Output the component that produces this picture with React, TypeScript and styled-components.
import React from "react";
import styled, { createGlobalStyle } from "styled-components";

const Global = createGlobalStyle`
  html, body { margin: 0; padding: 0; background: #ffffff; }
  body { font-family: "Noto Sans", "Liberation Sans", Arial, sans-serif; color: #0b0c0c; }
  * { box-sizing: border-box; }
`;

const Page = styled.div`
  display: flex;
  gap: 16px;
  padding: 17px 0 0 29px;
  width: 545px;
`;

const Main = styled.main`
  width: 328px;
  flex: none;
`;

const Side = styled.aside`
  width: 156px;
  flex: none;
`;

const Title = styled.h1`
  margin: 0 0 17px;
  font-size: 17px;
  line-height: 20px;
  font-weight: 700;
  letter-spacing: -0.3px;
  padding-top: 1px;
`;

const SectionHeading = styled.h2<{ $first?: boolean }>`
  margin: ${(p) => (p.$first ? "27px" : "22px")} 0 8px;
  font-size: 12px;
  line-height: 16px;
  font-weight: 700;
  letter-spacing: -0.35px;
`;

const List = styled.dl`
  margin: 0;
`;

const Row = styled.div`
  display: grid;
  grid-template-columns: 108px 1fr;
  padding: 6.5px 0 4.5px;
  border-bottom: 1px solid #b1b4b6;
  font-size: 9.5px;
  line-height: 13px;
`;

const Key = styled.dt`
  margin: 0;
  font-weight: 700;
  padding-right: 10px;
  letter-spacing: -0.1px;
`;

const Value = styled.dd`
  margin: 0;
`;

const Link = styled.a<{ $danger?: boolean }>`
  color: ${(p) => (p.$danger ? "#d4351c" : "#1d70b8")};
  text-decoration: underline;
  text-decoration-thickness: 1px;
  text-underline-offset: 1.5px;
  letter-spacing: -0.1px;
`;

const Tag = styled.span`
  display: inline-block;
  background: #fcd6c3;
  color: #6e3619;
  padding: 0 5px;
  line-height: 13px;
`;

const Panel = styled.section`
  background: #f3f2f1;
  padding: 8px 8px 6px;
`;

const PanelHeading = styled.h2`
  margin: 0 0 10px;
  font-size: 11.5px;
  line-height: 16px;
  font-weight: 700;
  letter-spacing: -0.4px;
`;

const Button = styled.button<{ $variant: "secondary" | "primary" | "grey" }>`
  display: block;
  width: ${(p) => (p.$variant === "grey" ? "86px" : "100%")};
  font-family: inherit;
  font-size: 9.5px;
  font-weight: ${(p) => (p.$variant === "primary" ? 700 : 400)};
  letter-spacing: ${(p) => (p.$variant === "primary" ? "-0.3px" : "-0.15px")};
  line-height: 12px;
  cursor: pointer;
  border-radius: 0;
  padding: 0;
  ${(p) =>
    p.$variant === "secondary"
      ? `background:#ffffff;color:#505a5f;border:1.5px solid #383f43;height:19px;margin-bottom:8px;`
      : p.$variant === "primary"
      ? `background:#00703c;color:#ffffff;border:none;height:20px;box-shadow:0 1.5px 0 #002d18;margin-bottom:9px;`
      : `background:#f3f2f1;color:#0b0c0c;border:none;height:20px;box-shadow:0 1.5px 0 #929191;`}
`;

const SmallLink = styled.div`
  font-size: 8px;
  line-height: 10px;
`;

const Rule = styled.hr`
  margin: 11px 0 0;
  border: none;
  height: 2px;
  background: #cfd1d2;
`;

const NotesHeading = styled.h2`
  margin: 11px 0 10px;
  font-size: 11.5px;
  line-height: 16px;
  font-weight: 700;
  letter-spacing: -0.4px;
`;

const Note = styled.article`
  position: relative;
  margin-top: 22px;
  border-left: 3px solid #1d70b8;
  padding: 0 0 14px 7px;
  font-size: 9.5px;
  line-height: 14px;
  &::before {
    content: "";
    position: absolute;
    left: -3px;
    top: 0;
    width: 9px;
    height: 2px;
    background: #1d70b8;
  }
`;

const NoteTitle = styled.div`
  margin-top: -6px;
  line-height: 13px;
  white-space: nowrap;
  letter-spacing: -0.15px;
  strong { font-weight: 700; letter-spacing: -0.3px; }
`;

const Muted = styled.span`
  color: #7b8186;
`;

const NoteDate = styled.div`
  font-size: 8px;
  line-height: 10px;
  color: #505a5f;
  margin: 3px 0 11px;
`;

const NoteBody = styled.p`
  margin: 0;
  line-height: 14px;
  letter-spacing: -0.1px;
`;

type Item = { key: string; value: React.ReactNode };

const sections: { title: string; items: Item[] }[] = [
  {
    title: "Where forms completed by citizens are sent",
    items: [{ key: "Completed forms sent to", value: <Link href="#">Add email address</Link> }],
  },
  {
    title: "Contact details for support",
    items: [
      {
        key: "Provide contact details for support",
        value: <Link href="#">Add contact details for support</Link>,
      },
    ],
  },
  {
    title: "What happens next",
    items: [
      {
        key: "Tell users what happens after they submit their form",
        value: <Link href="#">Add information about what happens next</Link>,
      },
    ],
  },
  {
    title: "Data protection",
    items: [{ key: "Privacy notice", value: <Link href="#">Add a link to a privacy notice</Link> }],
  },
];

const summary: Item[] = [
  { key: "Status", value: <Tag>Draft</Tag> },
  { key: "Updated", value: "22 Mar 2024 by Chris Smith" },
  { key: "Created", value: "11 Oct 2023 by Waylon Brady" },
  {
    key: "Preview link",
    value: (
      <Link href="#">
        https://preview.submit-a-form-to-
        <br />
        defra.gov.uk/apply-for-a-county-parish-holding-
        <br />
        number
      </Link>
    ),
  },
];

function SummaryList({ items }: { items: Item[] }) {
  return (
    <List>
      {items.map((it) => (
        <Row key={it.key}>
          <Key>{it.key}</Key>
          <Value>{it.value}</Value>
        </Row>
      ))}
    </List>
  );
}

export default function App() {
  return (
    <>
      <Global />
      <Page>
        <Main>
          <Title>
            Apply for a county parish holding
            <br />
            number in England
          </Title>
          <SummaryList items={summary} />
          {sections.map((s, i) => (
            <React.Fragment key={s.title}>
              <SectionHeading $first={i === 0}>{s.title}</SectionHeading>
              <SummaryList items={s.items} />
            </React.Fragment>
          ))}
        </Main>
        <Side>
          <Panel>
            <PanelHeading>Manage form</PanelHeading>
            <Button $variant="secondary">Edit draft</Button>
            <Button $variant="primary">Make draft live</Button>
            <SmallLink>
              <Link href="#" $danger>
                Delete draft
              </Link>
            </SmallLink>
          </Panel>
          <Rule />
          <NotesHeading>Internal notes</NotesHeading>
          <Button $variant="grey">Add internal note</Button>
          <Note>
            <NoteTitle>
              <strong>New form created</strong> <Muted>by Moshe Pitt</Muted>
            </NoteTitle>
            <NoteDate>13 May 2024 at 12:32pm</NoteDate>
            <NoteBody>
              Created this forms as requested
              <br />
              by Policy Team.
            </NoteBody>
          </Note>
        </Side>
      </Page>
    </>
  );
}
- - - - -
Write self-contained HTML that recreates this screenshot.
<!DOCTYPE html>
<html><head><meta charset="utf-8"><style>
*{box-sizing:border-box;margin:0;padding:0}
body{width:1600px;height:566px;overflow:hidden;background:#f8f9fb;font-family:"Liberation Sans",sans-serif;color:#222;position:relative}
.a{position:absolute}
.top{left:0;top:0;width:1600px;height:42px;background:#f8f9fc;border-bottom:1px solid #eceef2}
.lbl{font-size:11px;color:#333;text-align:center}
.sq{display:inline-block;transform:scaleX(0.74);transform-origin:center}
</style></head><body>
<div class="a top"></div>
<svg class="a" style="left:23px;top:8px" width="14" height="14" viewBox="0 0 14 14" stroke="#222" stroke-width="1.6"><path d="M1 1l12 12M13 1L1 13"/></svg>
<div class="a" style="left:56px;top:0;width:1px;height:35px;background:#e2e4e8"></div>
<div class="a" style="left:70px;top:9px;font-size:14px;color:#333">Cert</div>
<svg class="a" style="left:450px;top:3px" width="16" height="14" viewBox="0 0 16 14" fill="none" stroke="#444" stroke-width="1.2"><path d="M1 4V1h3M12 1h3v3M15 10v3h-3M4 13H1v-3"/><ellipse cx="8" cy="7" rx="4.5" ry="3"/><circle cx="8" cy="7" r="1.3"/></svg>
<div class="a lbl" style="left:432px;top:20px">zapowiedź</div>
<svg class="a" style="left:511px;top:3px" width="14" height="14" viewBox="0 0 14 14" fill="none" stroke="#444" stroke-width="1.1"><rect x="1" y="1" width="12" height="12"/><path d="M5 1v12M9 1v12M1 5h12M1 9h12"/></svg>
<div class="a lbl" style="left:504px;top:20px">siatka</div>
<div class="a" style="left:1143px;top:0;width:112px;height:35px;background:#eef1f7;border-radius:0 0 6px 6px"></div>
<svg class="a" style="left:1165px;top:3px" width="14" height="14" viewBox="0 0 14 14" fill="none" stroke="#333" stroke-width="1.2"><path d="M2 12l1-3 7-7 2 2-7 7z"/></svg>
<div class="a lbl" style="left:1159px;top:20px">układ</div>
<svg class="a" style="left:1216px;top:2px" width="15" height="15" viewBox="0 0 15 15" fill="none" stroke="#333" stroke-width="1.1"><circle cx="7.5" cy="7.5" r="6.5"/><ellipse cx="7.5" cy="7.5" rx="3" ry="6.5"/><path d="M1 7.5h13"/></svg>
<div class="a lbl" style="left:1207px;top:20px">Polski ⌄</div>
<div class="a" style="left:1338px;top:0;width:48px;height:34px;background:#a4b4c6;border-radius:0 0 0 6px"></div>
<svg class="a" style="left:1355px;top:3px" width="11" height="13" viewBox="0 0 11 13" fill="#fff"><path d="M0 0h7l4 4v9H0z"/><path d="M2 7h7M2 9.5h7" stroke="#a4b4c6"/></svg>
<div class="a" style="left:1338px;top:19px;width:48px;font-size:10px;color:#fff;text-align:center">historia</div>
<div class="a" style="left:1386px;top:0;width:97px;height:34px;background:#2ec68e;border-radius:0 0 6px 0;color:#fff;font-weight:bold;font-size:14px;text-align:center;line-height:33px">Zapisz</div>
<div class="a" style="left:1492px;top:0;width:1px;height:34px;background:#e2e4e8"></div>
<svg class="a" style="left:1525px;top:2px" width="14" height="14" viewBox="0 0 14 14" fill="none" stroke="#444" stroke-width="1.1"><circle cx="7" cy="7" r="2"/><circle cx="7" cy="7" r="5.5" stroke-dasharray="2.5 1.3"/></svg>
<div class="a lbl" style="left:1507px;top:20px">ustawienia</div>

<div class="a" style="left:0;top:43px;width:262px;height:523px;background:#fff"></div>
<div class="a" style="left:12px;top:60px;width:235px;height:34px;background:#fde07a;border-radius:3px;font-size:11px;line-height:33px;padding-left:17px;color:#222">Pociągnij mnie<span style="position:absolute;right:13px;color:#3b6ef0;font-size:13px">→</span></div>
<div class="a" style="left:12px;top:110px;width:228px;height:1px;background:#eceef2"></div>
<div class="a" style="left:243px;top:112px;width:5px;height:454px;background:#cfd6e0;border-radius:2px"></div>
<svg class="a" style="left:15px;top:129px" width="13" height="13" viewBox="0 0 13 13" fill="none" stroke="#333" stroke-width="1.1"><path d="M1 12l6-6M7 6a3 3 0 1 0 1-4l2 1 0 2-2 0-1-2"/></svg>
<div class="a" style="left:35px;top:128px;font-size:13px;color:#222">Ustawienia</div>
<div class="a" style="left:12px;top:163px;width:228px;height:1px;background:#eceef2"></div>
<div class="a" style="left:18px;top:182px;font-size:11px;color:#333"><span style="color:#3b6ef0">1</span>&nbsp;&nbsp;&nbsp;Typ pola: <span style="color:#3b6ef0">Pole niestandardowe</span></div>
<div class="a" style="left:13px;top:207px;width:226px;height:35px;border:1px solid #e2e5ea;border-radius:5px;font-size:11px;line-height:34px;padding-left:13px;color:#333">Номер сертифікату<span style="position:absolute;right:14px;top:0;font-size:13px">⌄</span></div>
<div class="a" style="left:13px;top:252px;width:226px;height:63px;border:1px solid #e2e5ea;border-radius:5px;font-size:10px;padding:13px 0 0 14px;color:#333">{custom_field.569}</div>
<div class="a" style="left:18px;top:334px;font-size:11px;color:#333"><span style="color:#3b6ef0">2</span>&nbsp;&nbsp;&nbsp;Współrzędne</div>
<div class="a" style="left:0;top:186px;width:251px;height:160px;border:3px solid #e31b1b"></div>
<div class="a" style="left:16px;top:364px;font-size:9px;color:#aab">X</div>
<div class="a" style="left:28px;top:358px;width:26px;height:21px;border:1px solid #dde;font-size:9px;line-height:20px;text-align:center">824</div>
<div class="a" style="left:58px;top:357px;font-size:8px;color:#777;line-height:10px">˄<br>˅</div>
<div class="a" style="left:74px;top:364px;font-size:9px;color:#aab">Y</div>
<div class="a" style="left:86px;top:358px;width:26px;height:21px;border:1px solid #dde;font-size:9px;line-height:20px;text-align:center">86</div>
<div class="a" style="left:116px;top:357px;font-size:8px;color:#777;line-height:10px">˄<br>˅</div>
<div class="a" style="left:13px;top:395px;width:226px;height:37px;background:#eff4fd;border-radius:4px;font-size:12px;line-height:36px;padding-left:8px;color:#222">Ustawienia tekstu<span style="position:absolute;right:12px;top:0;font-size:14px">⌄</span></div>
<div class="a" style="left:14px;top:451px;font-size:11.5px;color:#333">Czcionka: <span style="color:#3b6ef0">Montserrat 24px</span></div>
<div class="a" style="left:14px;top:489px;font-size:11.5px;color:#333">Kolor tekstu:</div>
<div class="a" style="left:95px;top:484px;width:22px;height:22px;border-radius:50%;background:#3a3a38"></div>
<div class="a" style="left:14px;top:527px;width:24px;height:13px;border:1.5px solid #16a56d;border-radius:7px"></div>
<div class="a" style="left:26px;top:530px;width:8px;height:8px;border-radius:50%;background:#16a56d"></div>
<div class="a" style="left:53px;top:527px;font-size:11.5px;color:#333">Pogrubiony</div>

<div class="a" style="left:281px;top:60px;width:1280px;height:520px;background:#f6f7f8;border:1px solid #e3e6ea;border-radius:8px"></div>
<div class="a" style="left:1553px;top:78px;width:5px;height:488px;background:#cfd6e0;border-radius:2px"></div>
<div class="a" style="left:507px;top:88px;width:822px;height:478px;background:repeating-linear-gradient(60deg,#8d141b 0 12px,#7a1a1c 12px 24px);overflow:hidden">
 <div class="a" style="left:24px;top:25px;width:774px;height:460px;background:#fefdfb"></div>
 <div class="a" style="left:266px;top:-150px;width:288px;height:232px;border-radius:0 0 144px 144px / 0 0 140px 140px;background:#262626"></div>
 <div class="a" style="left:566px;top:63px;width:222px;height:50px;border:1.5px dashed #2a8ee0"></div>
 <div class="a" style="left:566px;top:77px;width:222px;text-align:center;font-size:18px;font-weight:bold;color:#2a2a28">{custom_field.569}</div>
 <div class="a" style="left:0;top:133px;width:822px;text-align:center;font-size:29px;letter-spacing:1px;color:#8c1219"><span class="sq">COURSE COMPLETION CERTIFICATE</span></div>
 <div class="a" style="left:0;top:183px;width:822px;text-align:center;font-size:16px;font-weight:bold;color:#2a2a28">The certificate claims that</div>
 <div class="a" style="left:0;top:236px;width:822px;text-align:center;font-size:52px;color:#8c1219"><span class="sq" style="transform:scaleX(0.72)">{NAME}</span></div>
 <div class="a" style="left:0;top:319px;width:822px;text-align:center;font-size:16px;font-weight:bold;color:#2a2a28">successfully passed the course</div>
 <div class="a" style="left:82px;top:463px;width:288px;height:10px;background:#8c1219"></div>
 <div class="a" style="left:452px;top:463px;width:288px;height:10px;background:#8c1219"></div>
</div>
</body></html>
- - - - -
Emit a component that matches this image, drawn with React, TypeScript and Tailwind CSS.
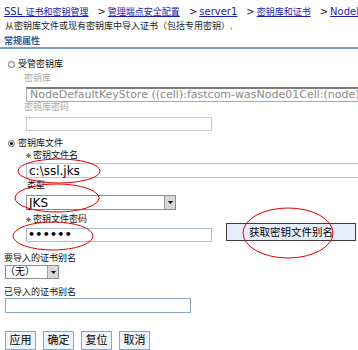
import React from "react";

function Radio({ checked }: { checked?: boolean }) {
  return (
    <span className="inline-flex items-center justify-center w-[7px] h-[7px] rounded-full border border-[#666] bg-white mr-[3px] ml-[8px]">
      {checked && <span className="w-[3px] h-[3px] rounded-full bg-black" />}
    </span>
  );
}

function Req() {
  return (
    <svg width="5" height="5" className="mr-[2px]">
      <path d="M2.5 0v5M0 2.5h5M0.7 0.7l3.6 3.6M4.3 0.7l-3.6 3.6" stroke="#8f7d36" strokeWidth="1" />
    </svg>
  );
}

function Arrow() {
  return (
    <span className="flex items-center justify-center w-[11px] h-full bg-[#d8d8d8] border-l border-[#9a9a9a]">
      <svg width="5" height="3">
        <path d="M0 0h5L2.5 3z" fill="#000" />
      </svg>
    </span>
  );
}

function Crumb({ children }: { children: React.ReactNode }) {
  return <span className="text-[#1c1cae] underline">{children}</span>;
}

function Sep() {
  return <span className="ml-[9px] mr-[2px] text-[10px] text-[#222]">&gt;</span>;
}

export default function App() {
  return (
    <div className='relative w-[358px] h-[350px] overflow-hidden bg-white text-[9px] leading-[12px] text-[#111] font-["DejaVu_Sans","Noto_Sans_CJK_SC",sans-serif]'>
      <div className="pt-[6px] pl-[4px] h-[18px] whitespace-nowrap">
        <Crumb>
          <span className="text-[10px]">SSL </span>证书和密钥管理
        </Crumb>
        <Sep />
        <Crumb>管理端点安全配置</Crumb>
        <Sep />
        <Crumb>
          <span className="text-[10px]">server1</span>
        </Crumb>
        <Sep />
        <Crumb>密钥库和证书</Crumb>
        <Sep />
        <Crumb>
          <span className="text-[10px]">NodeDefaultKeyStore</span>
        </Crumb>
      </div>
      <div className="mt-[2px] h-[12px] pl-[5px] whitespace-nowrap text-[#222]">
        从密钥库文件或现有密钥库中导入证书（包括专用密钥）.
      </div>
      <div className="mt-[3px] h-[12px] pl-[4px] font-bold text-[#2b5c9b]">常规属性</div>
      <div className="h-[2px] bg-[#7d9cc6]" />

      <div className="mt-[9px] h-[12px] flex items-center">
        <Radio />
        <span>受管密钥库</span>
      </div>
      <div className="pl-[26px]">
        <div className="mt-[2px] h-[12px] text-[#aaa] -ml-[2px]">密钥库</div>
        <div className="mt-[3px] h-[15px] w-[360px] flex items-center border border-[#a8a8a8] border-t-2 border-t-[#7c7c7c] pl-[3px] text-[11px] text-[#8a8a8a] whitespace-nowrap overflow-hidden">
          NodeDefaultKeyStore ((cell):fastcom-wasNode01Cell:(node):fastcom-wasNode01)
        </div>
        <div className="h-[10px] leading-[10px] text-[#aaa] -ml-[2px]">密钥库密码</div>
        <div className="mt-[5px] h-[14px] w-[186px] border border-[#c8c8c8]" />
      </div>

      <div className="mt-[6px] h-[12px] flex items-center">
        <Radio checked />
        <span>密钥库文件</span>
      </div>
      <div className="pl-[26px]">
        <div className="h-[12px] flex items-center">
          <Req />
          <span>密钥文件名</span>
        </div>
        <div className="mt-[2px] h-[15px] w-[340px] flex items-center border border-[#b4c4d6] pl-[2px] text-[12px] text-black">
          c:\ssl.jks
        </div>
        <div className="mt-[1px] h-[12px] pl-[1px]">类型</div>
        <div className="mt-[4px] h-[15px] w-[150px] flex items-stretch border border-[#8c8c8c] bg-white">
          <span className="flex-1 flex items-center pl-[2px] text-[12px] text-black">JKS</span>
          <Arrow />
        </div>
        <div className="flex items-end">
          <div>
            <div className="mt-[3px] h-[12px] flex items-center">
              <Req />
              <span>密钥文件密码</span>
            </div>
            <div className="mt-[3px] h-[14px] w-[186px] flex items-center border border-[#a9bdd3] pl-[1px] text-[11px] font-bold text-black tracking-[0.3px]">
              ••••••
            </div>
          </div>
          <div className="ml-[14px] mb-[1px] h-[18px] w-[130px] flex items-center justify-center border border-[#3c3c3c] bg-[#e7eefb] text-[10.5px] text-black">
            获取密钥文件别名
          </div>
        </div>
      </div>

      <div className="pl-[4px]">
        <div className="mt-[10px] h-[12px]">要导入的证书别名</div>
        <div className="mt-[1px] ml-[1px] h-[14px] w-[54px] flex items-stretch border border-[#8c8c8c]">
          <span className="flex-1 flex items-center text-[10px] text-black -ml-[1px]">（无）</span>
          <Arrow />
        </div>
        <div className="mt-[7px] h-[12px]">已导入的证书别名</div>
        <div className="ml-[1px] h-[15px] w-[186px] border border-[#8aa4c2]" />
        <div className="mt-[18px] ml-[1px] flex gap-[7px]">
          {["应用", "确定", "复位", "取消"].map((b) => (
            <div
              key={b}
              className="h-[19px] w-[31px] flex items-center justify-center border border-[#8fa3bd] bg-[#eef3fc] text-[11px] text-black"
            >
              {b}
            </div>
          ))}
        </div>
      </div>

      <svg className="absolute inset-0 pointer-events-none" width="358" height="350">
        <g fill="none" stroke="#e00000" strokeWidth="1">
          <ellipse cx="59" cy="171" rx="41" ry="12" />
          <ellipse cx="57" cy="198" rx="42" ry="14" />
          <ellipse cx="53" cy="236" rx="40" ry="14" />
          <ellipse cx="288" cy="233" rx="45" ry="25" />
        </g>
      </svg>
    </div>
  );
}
- - - - -
* _Exercise instructions_
Out of the material above, gather each line where "that" appears.

* _Task solution_
Output the component that produces this picture with React, TypeScript and styled-components.
Write self-contained HTML that recreates this screenshot.
 <div class="a" style="left:0;top:183px;width:822px;text-align:center;font-size:16px;font-weight:bold;color:#2a2a28">The certificate claims that</div>
Emit a component that matches this image, drawn with React, TypeScript and Tailwind CSS.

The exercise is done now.